Sorting Can Exponentially Speed Up Pure Dynamic Programming

TL;DR

This paper demonstrates that incorporating sorting via min and max operations in pure dynamic programming algorithms can exponentially reduce the complexity of solving certain problems like the minimum spanning tree.

Contribution

It introduces a novel pure (min,max,+) DP algorithm that solves the minimum spanning tree problem in polynomial time, significantly improving over the exponential lower bound.

Findings

Pure (min,+) DP algorithms require exponential operations for MST.

The new (min,max,+) algorithm solves MST in polynomial time.

Sorting enabled by min and max operations is key to the speedup.

Abstract

Many discrete minimization problems, including various versions of the shortest path problem, can be efficiently solved by dynamic programming (DP) algorithms that are "pure" in that they only perform basic operations, as min, max, +, but no conditional branchings via if-then-else in their recursion equations.
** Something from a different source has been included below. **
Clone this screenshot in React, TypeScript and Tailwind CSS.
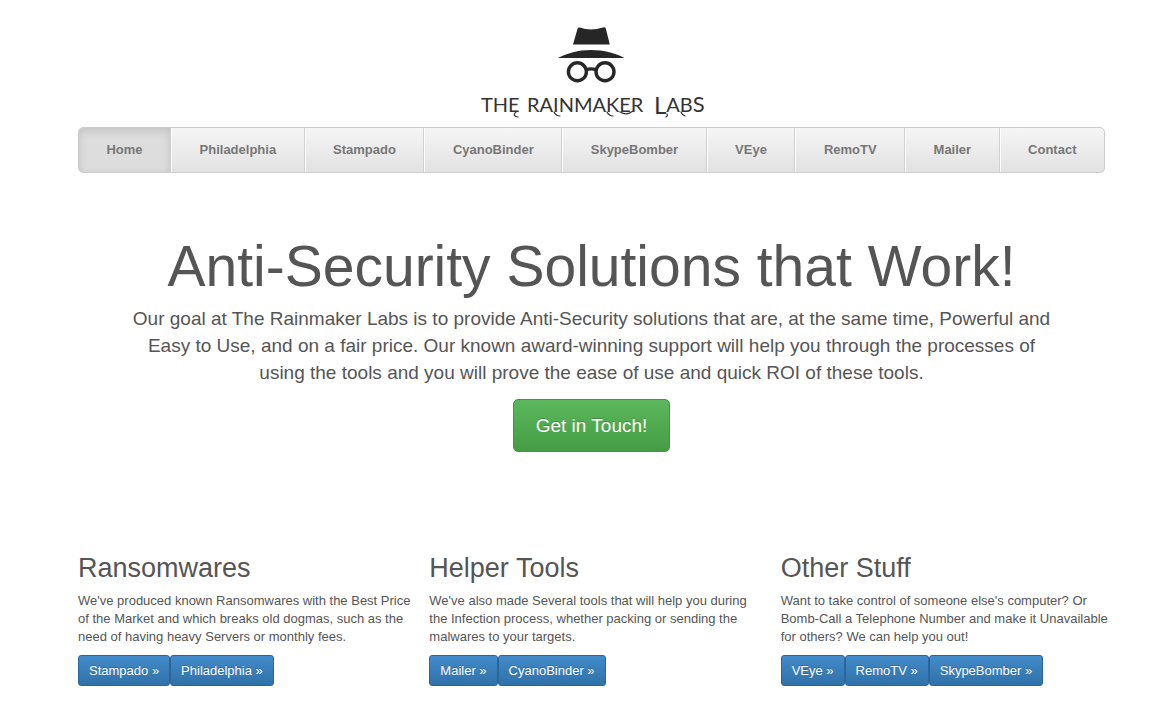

It is known that any pure (min,+) DP algorithm solving the minimum weight spanning tree problem on undirected n-vertex graphs must perform at least $2^{\Omega(\sqrt{n})}$ operations. We show that this problem can be solved by a pure (min,max,+) DP algorithm performing only $O(n^3)$ operations. The algorithm is essentially a (min,max) algorithm: addition operations are only used to output the final values. The presence of both min and max operations means that now DP algorithms can sort: this explains the title of the paper.